Hairspray’s outsider ingenue Tracy Turnblad is a relatable teenager navigating a society that judges her based on her size and shape who refuses to accept limitations based on labels. With her plucky can-do attitude and natural dance ability, Tracy is able to break the mold and fulfill her dream of dancing on The Corny Collins Show, but only then does she realize the breadth of injustice and inequality faced by her African-American friends, who are barred from the show by the laws of systemic racism. Black music provided the soundtrack and inspired the dance trends for Corny Collins’ “nicest kids in town,” but black faces were nowhere to be seen on screen. Their world’s social order, just like TV, is confined to a black and white binary. Determined to fight for a technicolor utopia, Tracy finds herself in the center of the Civil Rights Movement, marching through the streets of Baltimore to integrate the program. She and her friends encounter adversity including police brutality and bigotry but persevere until they create a space where everyone who wants to dance is given the opportunity of freedom and representation.
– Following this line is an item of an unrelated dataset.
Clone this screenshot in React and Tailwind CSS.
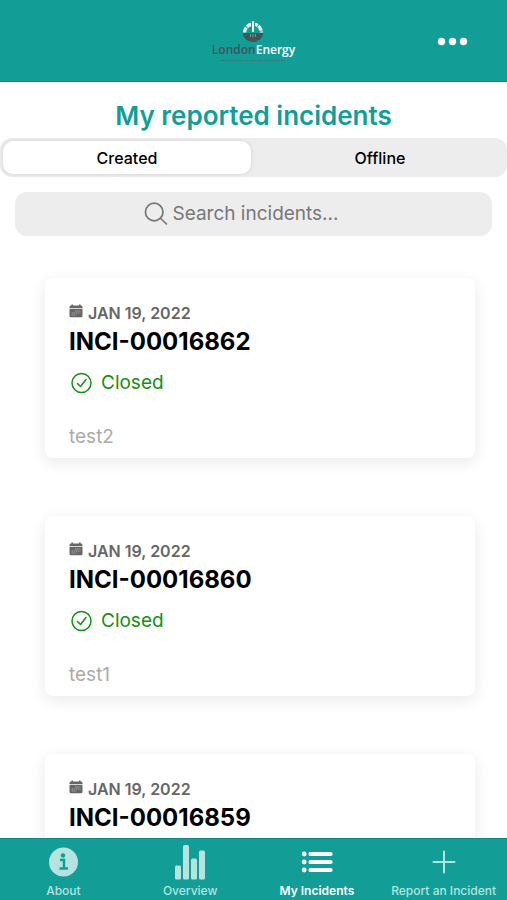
import { useState } from "react";

const incidents = [
    { id: "INCI-00016862", date: "JAN 19, 2022", status: "Closed", note: "test2" },
    { id: "INCI-00016860", date: "JAN 19, 2022", status: "Closed", note: "test1" },
    { id: "INCI-00016859", date: "JAN 19, 2022", status: "Closed", note: "test" },
];

function Logo() {
    return (
        <div className="flex flex-col items-center">
            <svg className="h-[22px] w-6" viewBox="0 0 24 22" fill="none">
                <path d="M3.600 12.500a8.400 8.400 0 0 1 16.800 0" stroke="#e9f8f6" strokeWidth="3.400" strokeDasharray="5.400 .9" />
                <path d="M1.800 13h20.400a10.200 9 0 0 1-20.400 0z" fill="#3f5558" />
                <path d="M12 1v10" stroke="#129e97" strokeWidth="4" />
                <path d="M12 2v9" stroke="#fff" strokeWidth="2" strokeLinecap="round" />
                <path d="M9.500 14v3M12 14v3.500M14.500 14v3" stroke="#6f9593" strokeWidth="1" />
            </svg>
            <p className="font-['Open_Sans','Noto_Sans',sans-serif] text-xs leading-4 font-semibold text-[#3f5558]">
                London<span className="text-white">Energy</span>
            </p>
            <svg className="h-1 w-16" viewBox="0 0 64 4">
                <path d="M0 2.500h64" stroke="#3f7775" strokeWidth="1" strokeDasharray="5 1 3 1 7 1" />
            </svg>
        </div>
    );
}

function CalendarIcon() {
    return (
        <svg className="mb-1 size-[14px]" viewBox="0 0 14 14" fill="none">
            <path d="M.5 4V3A1.500 1.500 0 0 1 2 1.500h10A1.500 1.500 0 0 1 13.500 3v1z" fill="#666" />
            <path d="M3.200 .5v2M10.800 .5v2" stroke="#666" strokeWidth="1.600" />
            <path d="M.5 4.800h13v7a1.500 1.500 0 0 1-1.500 1.500H2a1.500 1.500 0 0 1-1.500-1.500z" fill="#666" />
            <path d="M6 7h5.500M2.500 9h9M2.500 11h5" stroke="#aaa" strokeWidth=".9" strokeDasharray="1.600 .5" />
        </svg>
    );
}

function CheckIcon() {
    return (
        <svg className="size-6" viewBox="0 0 24 24" fill="none" stroke="#148f14" strokeWidth="1.500" strokeLinecap="round" strokeLinejoin="round">
            <circle cx="12.500" cy="12" r="9.500" />
            <path d="M8.500 12.500l3 3 5.500-7" />
        </svg>
    );
}

function SearchIcon() {
    return (
        <svg className="size-6" viewBox="0 0 24 24" fill="none" stroke="#777" strokeWidth="1.700" strokeLinecap="round">
            <circle cx="10.200" cy="10" r="8.800" />
            <path d="M16.700 16.500l5.800 5.500" />
        </svg>
    );
}

function InfoIcon() {
    return (
        <svg className="size-8" viewBox="0 0 32 32" fill="none">
            <circle cx="16.500" cy="16" r="14.500" fill="currentColor" />
            <circle cx="16" cy="9.500" r="2.200" fill="#129e97" />
            <path d="M13 14h4v8.500M12.500 22.500h8.500" stroke="#129e97" strokeWidth="2.400" />
        </svg>
    );
}

function BarsIcon() {
    return (
        <svg className="h-9 w-8" viewBox="0 0 32 36" fill="currentColor">
            <rect x="1" y="21.500" width="6" height="14" rx="1.500" />
            <rect x="9" y="1" width="6" height="34.500" rx="1.500" />
            <rect x="17" y="14.500" width="6" height="21" rx="1.500" />
            <rect x="25" y="6.500" width="6" height="29" rx="1.500" />
        </svg>
    );
}

function ListIcon() {
    return (
        <svg className="size-8" viewBox="0 0 32 32" fill="currentColor">
            {[8, 16, 24].map((y) => (
                <g key={y}>
                    <circle cx="3.200" cy={y} r="2.400" />
                    <rect x="7.500" y={y - 2} width="24" height="4" rx="1.800" />
                </g>
            ))}
        </svg>
    );
}

function PlusIcon() {
    return (
        <svg className="size-8" viewBox="0 0 32 32" fill="none" stroke="currentColor" strokeWidth="2" strokeLinecap="round">
            <path d="M16 5.500v21M5.500 16h21" />
        </svg>
    );
}

const navItems = [
    { label: "About", icon: InfoIcon },
    { label: "Overview", icon: BarsIcon },
    { label: "My Incidents", icon: ListIcon },
    { label: "Report an Incident", icon: PlusIcon },
];

function IncidentCard({ incident }) {
    return (
        <li className="rounded-lg bg-white px-6 pt-6 pb-1.5 shadow-[0_4px_16px_rgba(0,0,0,0.09)]">
            <p className="flex items-center gap-[5px] text-base leading-[22px] font-semibold text-[#666]">
                <CalendarIcon />
                {incident.date}
            </p>
            <h2 className="text-2xl leading-9 font-bold text-black">{incident.id}</h2>
            <p className="mt-2 flex items-center gap-2 text-[19px] leading-[30px] text-[#148f14]">
                <CheckIcon />
                {incident.status}
            </p>
            <p className="mt-6 text-[19px] leading-[30px] text-[#aaa]">{incident.note}</p>
        </li>
    );
}

export default function App() {
    const [tab, setTab] = useState("Created");
    const [page, setPage] = useState("My Incidents");
    const [query, setQuery] = useState("");

    const shown = tab === "Created" ? incidents.filter((i) => i.id.includes(query)) : [];

    return (
        <div className="flex h-screen flex-col bg-white font-[Inter,'Noto_Sans',sans-serif]">
            <header className="grid h-[82px] shrink-0 grid-cols-[1fr_auto_1fr] items-center border-b border-[#0f8b85] bg-[#129e97] px-9">
                <div className="col-start-2">
                    <Logo />
                </div>
                <button type="button" aria-label="More" className="justify-self-end">
                    <svg className="h-8 w-9" viewBox="0 0 36 32" fill="#fff">
                        <circle cx="6.500" cy="16.500" r="3.700" />
                        <circle cx="17.500" cy="16.500" r="3.700" />
                        <circle cx="28.500" cy="16.500" r="3.700" />
                    </svg>
                </button>
            </header>

            <main className="min-h-0 flex-1 overflow-y-auto [scrollbar-width:none]">
                <h1 className="pt-4 pb-1 text-center text-[26px] leading-9 font-semibold text-[#129e97]">
                    My reported incidents
                </h1>
                <div className="flex gap-[5px] rounded-xl bg-[#ededed] p-[3px]">
                    {["Created", "Offline"].map((name) => (
                        <button
                            key={name}
                            type="button"
                            aria-pressed={tab === name}
                            onClick={() => setTab(name)}
                            className={
                                tab === name
                                    ? "h-[33px] flex-1 rounded-[10px] bg-white text-base font-medium text-black shadow-[0_0_4px_rgba(0,0,0,0.12)]"
                                    : "h-[33px] flex-1 rounded-[10px] text-base font-medium text-black"
                            }
                        >
                            {name}
                        </button>
                    ))}
                </div>
                <label className="mx-[15px] mt-[15px] flex h-11 items-center justify-center gap-1 rounded-xl bg-[#ededed] pr-6">
                    <SearchIcon />
                    <input
                        type="text"
                        aria-label="Search incidents"
                        placeholder="Search incidents..."
                        value={query}
                        onChange={(e) => setQuery(e.target.value)}
                        className="field-sizing-content bg-transparent text-[19px] text-[#444] outline-none placeholder:text-[#777]"
                    />
                </label>
                <ul className="mr-8 ml-[45px] flex flex-col gap-[58px] pt-[42px] pb-10">
                    {shown.map((incident) => (
                        <IncidentCard key={incident.id} incident={incident} />
                    ))}
                </ul>
            </main>

            <nav className="grid h-[62px] shrink-0 grid-cols-4 border-t border-[#0f8b85] bg-[#129e97]">
                {navItems.map(({ label, icon: Icon }) => (
                    <button
                        key={label}
                        type="button"
                        onClick={() => setPage(label)}
                        className={
                            page === label
                                ? "flex flex-col items-center justify-end pb-px text-xs leading-4 font-semibold whitespace-nowrap text-white"
                                : "flex flex-col items-center justify-end pb-px text-xs leading-4 font-medium whitespace-nowrap text-[#b5e3df]"
                        }
                    >
                        <span className="flex h-[42px] items-center">
                            <Icon />
                        </span>
                        <span>{label}</span>
                    </button>
                ))}
            </nav>
        </div>
    );
}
Though commonly considered a feel-good period piece, Hairspray has much to teach our current moment about the power of active allyship, positive self-image, open-mindedness and respect for people of all identities. With its plus-sized heroine, emphasis on racial equality, and a leading female character (Edna) conceived to be performed by a cross-dressed male, Hairspray highlights the ways in which our popular culture tends to exclude or marginalize those who exist outside of the white cisgender mainstream. The show is enjoyable and infectiously cheerful but serves as a reminder that “dancing together” remains an ongoing project; one that requires action, awareness, and a bit of Tracy’s relentless optimism. Hairspray leaves us tapping our toes and its final words challenge us to be the change we wish to see in the world: Let’s dance!



Laura London Waringer is a third year Theatre Studies doctoral student, originally hailing from New York City. She earned her MFA in musical theatre from the Royal Central School of Speech and Drama in London. An accomplished actress, writer, and producer, she also holds a dual BFA in drama and journalism from NYU Tisch School of the Arts. Her research interests include race and gender representations in musical theatre, musical interpretations of historic events and the evolution of American musical theatre training. She has presented her work at the Comparative Drama, ATHE and Song, Stage and Screen conferences. Laura is a contributing scholar for the books Hamilton: History, Hip-Hop and Politics: Essays on the Afterbirth of a Nation, Musicals at the Margins and Queen Mothers: Articulating the Spirit of Black Women Teacher-Leaders, all due for publication in 2018.